Task instructions
Print the material below exactly as it stands, please, from its first line to the line holding "const ink = '#262626';", with no pictures.
^^^^
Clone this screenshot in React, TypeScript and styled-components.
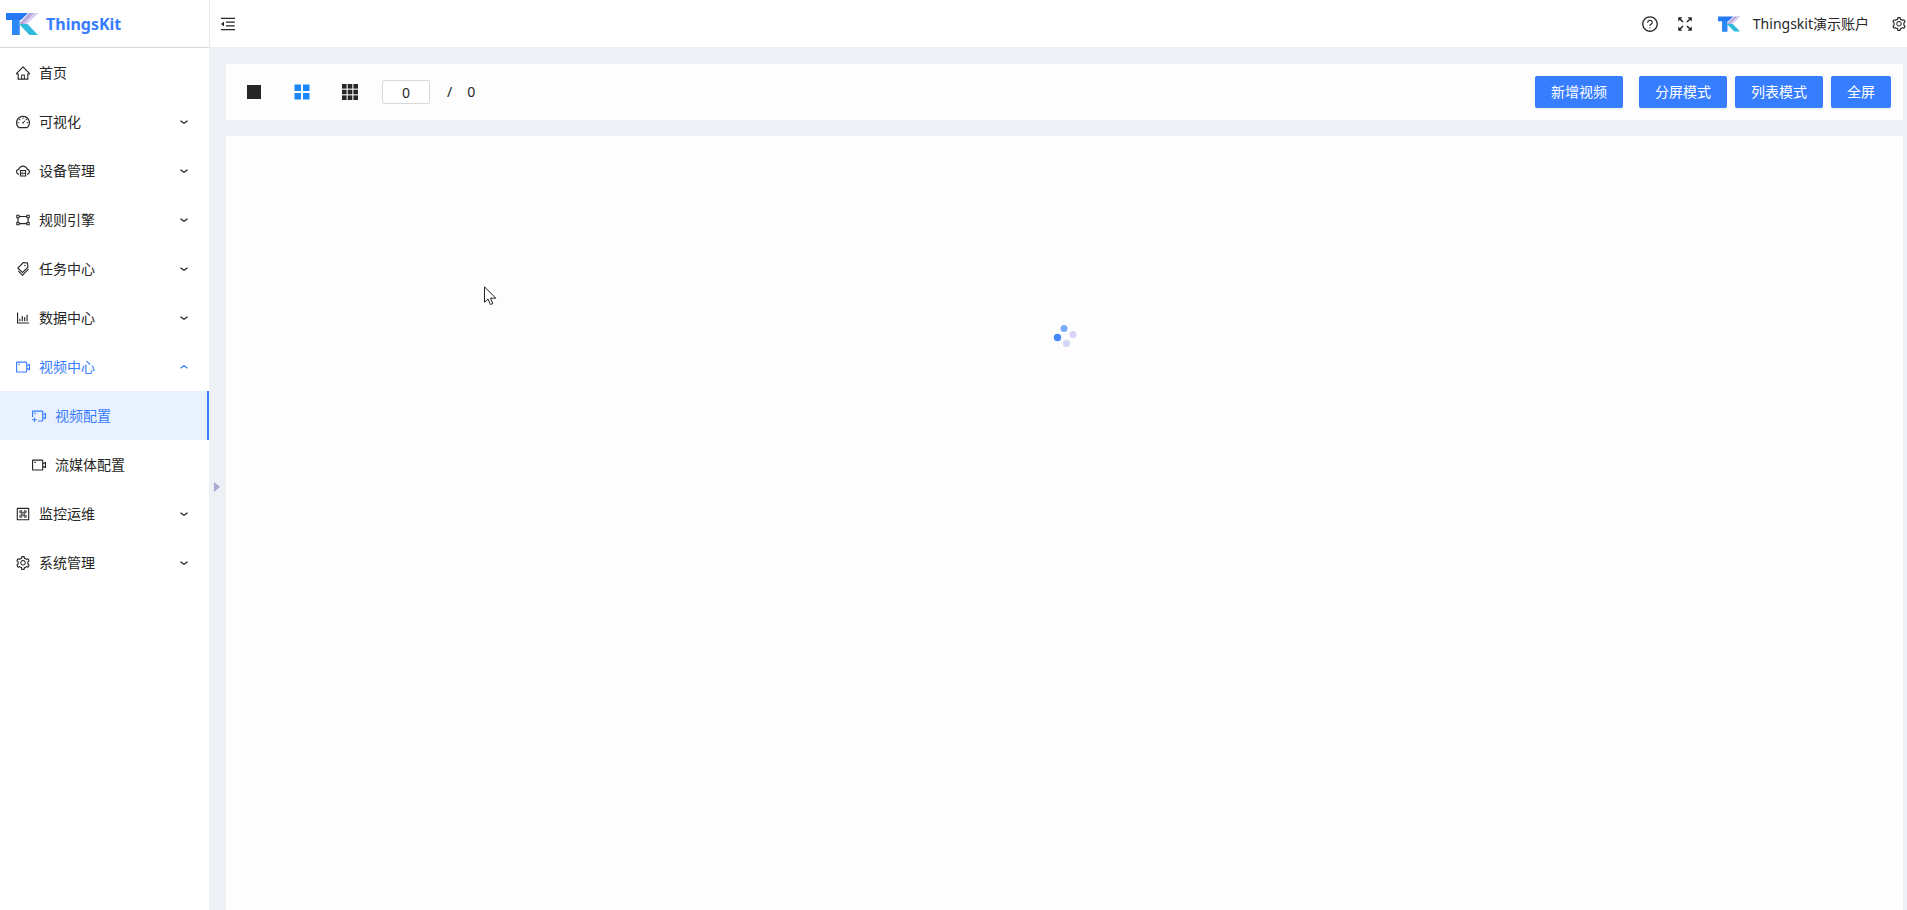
import React from 'react';
import styled, { createGlobalStyle } from 'styled-components';
import {
  AiOutlineHome,
  AiOutlineDashboard,
  AiOutlineCloudServer,
  AiOutlineGateway,
  AiOutlineTags,
  AiOutlineBarChart,
  AiOutlineVideoCamera,
  AiOutlineVideoCameraAdd,
  AiOutlineMacCommand,
  AiOutlineSetting,
  AiOutlineMenuFold,
  AiOutlineQuestionCircle,
} from 'react-icons/ai';

const blue = '#377dff';
const ink = '#262626';

const GlobalStyle = createGlobalStyle`
  *, *::before, *::after { box-sizing: border-box; }
  body {
    margin: 0;
    overflow: hidden;
    background: #edf1f5;
    color: ${ink};
    font-family: "Noto Sans", "Noto Sans CJK SC", sans-serif;
    font-size: 14px;
    line-height: 22px;
  }
  button, input { font: inherit; color: inherit; }
`;

const Shell = styled.div`
  display: grid;
  grid-template-columns: 209px minmax(0, 1fr);
  min-height: 100vh;
`;

const Sidebar = styled.aside`
  position: relative;
  background: #fff;
`;

const Brand = styled.a`
  display: flex;
  align-items: center;
  gap: 8px;
  height: 48px;
  padding: 0 6px;
  border-bottom: 1px solid #d6d6d6;
  color: ${blue};
  font-size: 16px;
  font-weight: 700;
  text-decoration: none;
`;

const Menu = styled.ul`
  margin: 0;
  padding: 0;
  list-style: none;
`;

const MenuLink = styled.a<{ $nested?: boolean; $blue?: boolean; $active?: boolean }>`
  display: flex;
  align-items: center;
  gap: 8px;
  height: 49px;
  padding: 0 21px 0 ${(p) => (p.$nested ? 31 : 15)}px;
  border-right: ${(p) => (p.$active ? `2px solid ${blue}` : 'none')};
  background: ${(p) => (p.$active ? '#eaf1fe' : 'transparent')};
  color: ${(p) => (p.$blue ? blue : ink)};
  text-decoration: none;

  svg { flex: none; }
`;

const MenuText = styled.span`
  flex: 1;
  white-space: nowrap;
`;

const CollapseHandle = styled.button`
  position: absolute;
  top: 478px;
  left: 100%;
  display: flex;
  align-items: center;
  width: 16px;
  height: 18px;
  padding: 0 0 0 5px;
  border: 0;
  background: none;
`;

const Main = styled.div`
  display: flex;
  flex-direction: column;
`;

const Header = styled.header`
  display: flex;
  align-items: center;
  justify-content: space-between;
  height: 47px;
  padding-left: 9px;
  border-left: 1px solid #e8ebee;
  background: #fff;
`;

const IconButton = styled.button`
  display: flex;
  padding: 0;
  border: 0;
  background: none;
`;

const HeaderActions = styled.div`
  display: flex;
  align-items: center;
`;

const HelpGroup = styled.div`
  display: flex;
  align-items: center;
  gap: 18px;
  margin-right: 25px;
`;

const Account = styled.button`
  display: flex;
  align-items: center;
  gap: 13px;
  margin-right: 22px;
  padding: 0;
  border: 0;
  background: none;
`;

const Content = styled.main`
  display: flex;
  flex: 1;
  flex-direction: column;
  gap: 16px;
  padding: 17px 4px 0 17px;
`;

const Toolbar = styled.section`
  display: flex;
  align-items: center;
  justify-content: space-between;
  height: 56px;
  padding: 0 12px 0 20px;
  background: #fdfdfd;
`;

const ToolGroup = styled.div`
  display: flex;
  align-items: center;
`;

const LayoutPicker = styled.div`
  display: flex;
  gap: 32px;
  margin-right: 24px;
`;

const PageInput = styled.input`
  width: 48px;
  height: 24px;
  padding: 0;
  border: 1px solid #d9d9d9;
  border-radius: 2px;
  background: #fff;
  text-align: center;
`;

const PageTotal = styled.span`
  display: flex;
  gap: 15px;
  margin-left: 17px;
`;

const ModeGroup = styled.div`
  display: flex;
  gap: 8px;
  margin-left: 16px;
`;

const PrimaryButton = styled.button`
  height: 32px;
  padding: 0 16px;
  border: 0;
  border-radius: 2px;
  background: ${blue};
  box-shadow: 0 2px 0 rgba(0, 0, 0, 0.04);
  color: #fff;
  white-space: nowrap;
`;

const VideoStage = styled.section`
  display: flex;
  flex: 1;
  justify-content: center;
  align-items: flex-start;
  padding-top: 188px;
  background: #fdfdfd;
`;

const Pointer = styled.svg`
  position: absolute;
  top: 286px;
  left: 484px;
`;

const Logo = ({ width, height }: { width: number; height: number }) => (
  <svg width={width} height={height} viewBox="0 0 32 22" aria-hidden="true">
    <path d="M0 0H22L15 7H13.500V22H6V7H0Z" fill="#2478f2" />
    <path d="M6 7H13.500V22H6Z" fill="#2b88f4" />
    <path d="M23 0H32L20 11.500H12.500Z" fill="#b9a8de" />
    <path d="M28 0H32L20 11.500L18 10Z" fill="#d9cff4" />
    <path d="M13 11H21.500L32 22H23.500Z" fill="#2fbbdb" />
  </svg>
);

const Chevron = ({ up }: { up?: boolean }) => (
  <svg width="8" height="6" viewBox="0 0 8 6" fill="none" stroke="currentColor" strokeWidth="1.3" aria-hidden="true">
    <path d={up ? 'M.4 4.3L4 1.8L7.6 4.3' : 'M.4 1.7L4 4.2L7.6 1.7'} />
  </svg>
);

const Tiles = ({ count, tile, gap, color }: { count: number; tile: number; gap: number; color: string }) => {
  const inset = (16 - count * tile - (count - 1) * gap) / 2;
  const steps = Array.from({ length: count }, (_, i) => inset + i * (tile + gap));
  return (
    <svg width="16" height="16" viewBox="0 0 16 16" fill={color} aria-hidden="true">
      {steps.map((y) => steps.map((x) => <rect key={`${x}-${y}`} x={x} y={y} width={tile} height={tile} />))}
    </svg>
  );
};

type Entry = {
  label: string;
  icon: React.ComponentType<{ size?: number }>;
  leaf?: boolean;
  open?: boolean;
  nested?: boolean;
  active?: boolean;
};

const entries: Entry[] = [
  { label: '首页', icon: AiOutlineHome, leaf: true },
  { label: '可视化', icon: AiOutlineDashboard },
  { label: '设备管理', icon: AiOutlineCloudServer },
  { label: '规则引擎', icon: AiOutlineGateway },
  { label: '任务中心', icon: AiOutlineTags },
  { label: '数据中心', icon: AiOutlineBarChart },
  { label: '视频中心', icon: AiOutlineVideoCamera, open: true },
  { label: '视频配置', icon: AiOutlineVideoCameraAdd, leaf: true, nested: true, active: true },
  { label: '流媒体配置', icon: AiOutlineVideoCamera, leaf: true, nested: true },
  { label: '监控运维', icon: AiOutlineMacCommand },
  { label: '系统管理', icon: AiOutlineSetting },
];

export default function App() {
  return (
    <>
      <GlobalStyle />
      <Shell>
        <Sidebar>
          <Brand href="#">
            <Logo width={32} height={22} />
            ThingsKit
          </Brand>
          <nav>
            <Menu>
              {entries.map(({ label, icon: Icon, leaf, open, nested, active }) => (
                <li key={label}>
                  <MenuLink href="#" $nested={nested} $active={active} $blue={active || open}>
                    <Icon size={16} />
                    <MenuText>{label}</MenuText>
                    {!leaf && <Chevron up={open} />}
                  </MenuLink>
                </li>
              ))}
            </Menu>
          </nav>
          <CollapseHandle aria-label="展开">
            <svg width="6" height="10" viewBox="0 0 6 10" fill="#aca8d2">
              <path d="M0 0L6 5L0 10Z" />
            </svg>
          </CollapseHandle>
        </Sidebar>
        <Main>
          <Header>
            <IconButton aria-label="折叠菜单">
              <AiOutlineMenuFold size={18} />
            </IconButton>
            <HeaderActions>
              <HelpGroup>
                <IconButton aria-label="帮助">
                  <AiOutlineQuestionCircle size={18} />
                </IconButton>
                <IconButton aria-label="全屏显示">
                  <svg width="16" height="16" viewBox="0 0 16 16" fill="currentColor" stroke="currentColor">
                    <path d="M1.2 1.2H5.400L1.2 5.400ZM14.800 1.2V5.400L10.600 1.2ZM1.2 14.800V10.600L5.400 14.800ZM14.800 14.800H10.600L14.800 10.600Z" stroke="none" />
                    <path d="M2.5 2.5L6 6M13.5 2.5L10 6M2.5 13.5L6 10M13.5 13.5L10 10" strokeWidth="1.5" />
                  </svg>
                </IconButton>
              </HelpGroup>
              <Account>
                <Logo width={22} height={16} />
                Thingskit演示账户
              </Account>
              <IconButton aria-label="设置">
                <AiOutlineSetting size={16} />
              </IconButton>
            </HeaderActions>
          </Header>
          <Content>
            <Toolbar>
              <ToolGroup>
                <LayoutPicker>
                  <IconButton aria-label="单画面">
                    <Tiles count={1} tile={14} gap={0} color={ink} />
                  </IconButton>
                  <IconButton aria-label="四画面">
                    <Tiles count={2} tile={6.5} gap={2} color="#1b87fb" />
                  </IconButton>
                  <IconButton aria-label="九画面">
                    <Tiles count={3} tile={4.6} gap={1.1} color={ink} />
                  </IconButton>
                </LayoutPicker>
                <PageInput aria-label="页码" defaultValue="0" />
                <PageTotal>
                  <span>/</span>
                  <span>0</span>
                </PageTotal>
              </ToolGroup>
              <ToolGroup>
                <PrimaryButton>新增视频</PrimaryButton>
                <ModeGroup>
                  <PrimaryButton>分屏模式</PrimaryButton>
                  <PrimaryButton>列表模式</PrimaryButton>
                  <PrimaryButton>全屏</PrimaryButton>
                </ModeGroup>
              </ToolGroup>
            </Toolbar>
            <VideoStage>
              <svg width="24" height="24" viewBox="0 0 24 24" role="img" aria-label="加载中">
                <circle cx="11" cy="4.5" r="3.5" fill="#7aaafa" />
                <circle cx="4.5" cy="13.5" r="3.7" fill="#4388fc" />
                <circle cx="20" cy="10.500" r="3.5" fill="#d8d2f5" />
                <circle cx="13.5" cy="19.5" r="3.5" fill="#d3d6f7" />
              </svg>
            </VideoStage>
          </Content>
        </Main>
      </Shell>
      <Pointer width="13" height="20" viewBox="0 0 13 20" aria-hidden="true">
        <path d="M.5 .8V16.3L4 13L6.4 18.5L8.8 17.5L6.5 12.2H11.8Z" fill="#fff" stroke="#222" />
      </Pointer>
    </>
  );
}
^^^^
Reply
Clone this screenshot in React, TypeScript and styled-components.
import React from 'react';
import styled, { createGlobalStyle } from 'styled-components';
import {
  AiOutlineHome,
  AiOutlineDashboard,
  AiOutlineCloudServer,
  AiOutlineGateway,
  AiOutlineTags,
  AiOutlineBarChart,
  AiOutlineVideoCamera,
  AiOutlineVideoCameraAdd,
  AiOutlineMacCommand,
  AiOutlineSetting,
  AiOutlineMenuFold,
  AiOutlineQuestionCircle,
} from 'react-icons/ai';

const blue = '#377dff';
const ink = '#262626';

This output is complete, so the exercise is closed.